Moreover, whereas Indonesian officials have shown no hesitation in arresting suspected perpetrators of violence from the pro-independence camp, not a single militia member was arrested from January to July, despite well-documented attacks with identifiable perpetrators that caused hundreds of deaths. It was only after international outrage at a militia attack on a humanitarian convoy on July 4 that seven suspects, all in their teens or 20s, were arrested and put on trial. Militia commanders remain immune from prosecution, and army and police as of early August were continuing to stand by or actively participate in militia attacks.

Despite the surprising success of the registration process, there are strong indications that the army and its proxies will pull out all stops to sabotage the ballot. Indonesia's major donors need to send a strong message to the government that any such action would cause irreparable harm to their relationships.
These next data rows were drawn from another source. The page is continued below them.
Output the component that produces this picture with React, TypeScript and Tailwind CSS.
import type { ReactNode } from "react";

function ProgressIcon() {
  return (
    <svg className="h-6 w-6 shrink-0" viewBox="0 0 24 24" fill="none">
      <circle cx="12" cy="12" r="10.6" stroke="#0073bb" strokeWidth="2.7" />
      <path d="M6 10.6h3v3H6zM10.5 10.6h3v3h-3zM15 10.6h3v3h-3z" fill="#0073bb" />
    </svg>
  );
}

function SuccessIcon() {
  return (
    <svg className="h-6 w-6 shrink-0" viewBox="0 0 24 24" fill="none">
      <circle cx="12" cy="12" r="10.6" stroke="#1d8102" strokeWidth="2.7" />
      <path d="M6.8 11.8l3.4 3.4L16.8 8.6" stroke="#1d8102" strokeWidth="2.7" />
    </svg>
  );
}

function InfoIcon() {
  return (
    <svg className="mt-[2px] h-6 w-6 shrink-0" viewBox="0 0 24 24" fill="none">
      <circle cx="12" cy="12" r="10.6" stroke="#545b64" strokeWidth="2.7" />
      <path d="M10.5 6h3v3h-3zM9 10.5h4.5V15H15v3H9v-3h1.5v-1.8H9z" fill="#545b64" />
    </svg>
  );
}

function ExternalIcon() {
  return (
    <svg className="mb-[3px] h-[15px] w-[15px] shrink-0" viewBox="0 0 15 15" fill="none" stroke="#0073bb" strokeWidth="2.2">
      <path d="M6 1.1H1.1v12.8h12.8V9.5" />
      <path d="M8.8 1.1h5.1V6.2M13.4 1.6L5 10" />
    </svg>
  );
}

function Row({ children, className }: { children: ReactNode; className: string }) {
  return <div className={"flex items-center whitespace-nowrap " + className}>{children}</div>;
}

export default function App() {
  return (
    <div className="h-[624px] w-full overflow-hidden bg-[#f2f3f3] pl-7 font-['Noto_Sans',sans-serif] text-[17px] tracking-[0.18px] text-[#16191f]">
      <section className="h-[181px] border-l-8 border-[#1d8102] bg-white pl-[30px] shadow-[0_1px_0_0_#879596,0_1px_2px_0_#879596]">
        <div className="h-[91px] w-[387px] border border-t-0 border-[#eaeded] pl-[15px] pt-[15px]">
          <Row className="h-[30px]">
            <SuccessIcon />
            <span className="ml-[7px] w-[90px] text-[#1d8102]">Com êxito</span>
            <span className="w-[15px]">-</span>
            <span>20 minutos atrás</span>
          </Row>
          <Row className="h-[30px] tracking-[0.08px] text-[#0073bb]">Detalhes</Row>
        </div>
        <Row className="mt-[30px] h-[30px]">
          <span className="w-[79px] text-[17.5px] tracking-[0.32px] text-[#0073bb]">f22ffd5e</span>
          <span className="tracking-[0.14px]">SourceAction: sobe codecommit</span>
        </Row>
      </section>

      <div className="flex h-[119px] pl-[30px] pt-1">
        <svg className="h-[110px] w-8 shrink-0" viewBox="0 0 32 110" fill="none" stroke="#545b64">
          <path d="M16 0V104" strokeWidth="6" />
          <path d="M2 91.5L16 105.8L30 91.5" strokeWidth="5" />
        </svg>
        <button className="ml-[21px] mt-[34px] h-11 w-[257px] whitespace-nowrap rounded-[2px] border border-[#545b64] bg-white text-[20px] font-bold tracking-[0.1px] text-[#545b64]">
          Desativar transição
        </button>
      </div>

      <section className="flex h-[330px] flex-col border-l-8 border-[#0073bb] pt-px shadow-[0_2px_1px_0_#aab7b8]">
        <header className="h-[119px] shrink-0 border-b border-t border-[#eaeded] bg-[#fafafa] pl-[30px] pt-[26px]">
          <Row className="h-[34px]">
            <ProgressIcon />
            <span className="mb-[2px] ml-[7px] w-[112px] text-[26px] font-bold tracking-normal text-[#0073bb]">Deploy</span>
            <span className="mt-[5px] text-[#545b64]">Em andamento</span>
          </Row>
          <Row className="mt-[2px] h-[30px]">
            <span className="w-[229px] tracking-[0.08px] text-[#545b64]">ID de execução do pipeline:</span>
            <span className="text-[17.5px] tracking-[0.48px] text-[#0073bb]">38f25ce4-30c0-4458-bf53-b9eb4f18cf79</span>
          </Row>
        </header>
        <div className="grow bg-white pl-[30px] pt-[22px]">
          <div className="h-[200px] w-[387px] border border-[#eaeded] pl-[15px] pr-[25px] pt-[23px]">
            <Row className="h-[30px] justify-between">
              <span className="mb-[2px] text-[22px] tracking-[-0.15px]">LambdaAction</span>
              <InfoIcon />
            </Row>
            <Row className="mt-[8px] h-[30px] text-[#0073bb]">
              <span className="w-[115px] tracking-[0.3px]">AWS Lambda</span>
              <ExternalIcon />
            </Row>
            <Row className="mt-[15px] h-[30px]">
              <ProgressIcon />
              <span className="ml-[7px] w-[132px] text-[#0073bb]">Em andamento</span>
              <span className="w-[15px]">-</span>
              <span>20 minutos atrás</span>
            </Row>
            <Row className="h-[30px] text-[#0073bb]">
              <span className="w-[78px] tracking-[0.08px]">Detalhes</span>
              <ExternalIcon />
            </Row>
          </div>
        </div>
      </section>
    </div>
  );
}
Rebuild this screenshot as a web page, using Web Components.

The heads of state of Japan, Australia, Germany, Britain and the U.S. should communicate directly not only to President Habibie, but also to opposition leader Megawati Sukarnoputri and General Wiranto, that a record $5.9 billion pledged to Indonesia in a donor consortium meeting last month in Paris will be at stake if state-supported violence continues. So will all military-to-military links, already damaged in many cases by Indonesian army behavior in East Timor and elsewhere. Indonesia badly needs some political and economic breathing room to get its own house in order. It only hurts itself if it continues its current course in East Timor.

Sidney Jones is Executive Director of the Asia Division of Human Rights Watch.